-- begin --

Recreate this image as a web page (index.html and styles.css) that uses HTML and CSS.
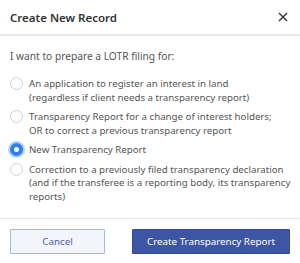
FILE: index.html
```html
<!DOCTYPE html>
<html lang="en">
<head>
  <meta charset="UTF-8">
  <title>Create New Record</title>
  <link rel="stylesheet" href="styles.css">
</head>
<body>
  <div class="dialog">
    <header class="dialog-head">
      <h2>Create New Record</h2>
      <button class="close-btn" aria-label="Close">
        <svg width="10" height="10" viewBox="0 0 10 10"><path d="M1 1L9 9M9 1L1 9" stroke="#333" stroke-width="1.4"/></svg>
      </button>
    </header>

    <section class="dialog-body">
      <p class="intro">I want to prepare a LOTR filing for:</p>
      <label class="option">
        <span class="radio"></span>
        <span class="label-text">An application to register an interest in land<br>(regardless if client needs a transparency report)</span>
      </label>
      <label class="option">
        <span class="radio"></span>
        <span class="label-text">Transparency Report for a change of interest holders;<br>OR to correct a previous transparency report</span>
      </label>
      <label class="option">
        <span class="radio checked"></span>
        <span class="label-text">New Transparency Report</span>
      </label>
      <label class="option">
        <span class="radio"></span>
        <span class="label-text">Correction to a previously filed transparency declaration<br>(and if the transferee is a reporting body, its transparency<br>reports)</span>
      </label>
    </section>

    <footer class="dialog-foot">
      <button class="btn btn-cancel">Cancel</button>
      <button class="btn btn-primary">Create Transparency Report</button>
    </footer>
  </div>
</body>
</html>
```

FILE: styles.css
```css
* {
  margin: 0;
  padding: 0;
  box-sizing: border-box;
}

body {
  font-family: 'Noto Sans', 'Open Sans', sans-serif;
  font-size: 9.7px;
  color: #555;
  background: #fff;
  width: 300px;
  height: 263px;
  overflow: hidden;
}

.dialog {
  width: 300px;
  height: 263px;
  background: #fff;
  display: flex;
  flex-direction: column;
}

/* Header */
.dialog-head {
  display: flex;
  align-items: center;
  justify-content: space-between;
  height: 36px;
  padding: 0 12px 0 10px;
  border-bottom: 2px solid #e8e8e8;
}

.dialog-head h2 {
  font-size: 11.5px;
  font-weight: 600;
  color: #333;
}

.close-btn {
  background: none;
  border: none;
  width: 10px;
  height: 10px;
  display: flex;
  cursor: pointer;
}

/* Body */
.dialog-body {
  padding: 14px 4px 0 10px;
  height: 183px;
  border-bottom: 1px solid #e3e6ea;
}

.intro {
  font-size: 10.2px;
  line-height: 13.5px;
  margin-bottom: 13.5px;
}

.option {
  display: flex;
  align-items: flex-start;
  gap: 6px;
  line-height: 13.5px;
  margin-bottom: 6px;
}

.label-text {
  white-space: nowrap;
}

.radio {
  flex: none;
  width: 13px;
  height: 13px;
  margin-top: 0;
  border: 1px solid #cdd0d3;
  border-radius: 50%;
  background: #fff;
}

.radio.checked {
  border: 4px solid #2f80ed;
  box-shadow: 0 0 0 2px #b7d3f8;
}

/* Footer */
.dialog-foot {
  display: flex;
  justify-content: space-between;
  padding: 10px 10px 0 10px;
}

.btn {
  height: 25px;
  font-family: inherit;
  font-size: 9.8px;
  border-radius: 1px;
  cursor: pointer;
}

.btn-cancel {
  width: 95px;
  background: #f3f5fb;
  border: 1px solid #a9b5dc;
  color: #4a62ad;
}

.btn-primary {
  width: 158px;
  background: #3c55a5;
  border: 1px solid #34499a;
  color: #fff;
}
```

-- end --

■ Task statement ■
Write down every line of the data above that includes the string "index".

■ Correct answer ■
Recreate this image as a web page (index.html and styles.css) that uses HTML and CSS.
FILE: index.html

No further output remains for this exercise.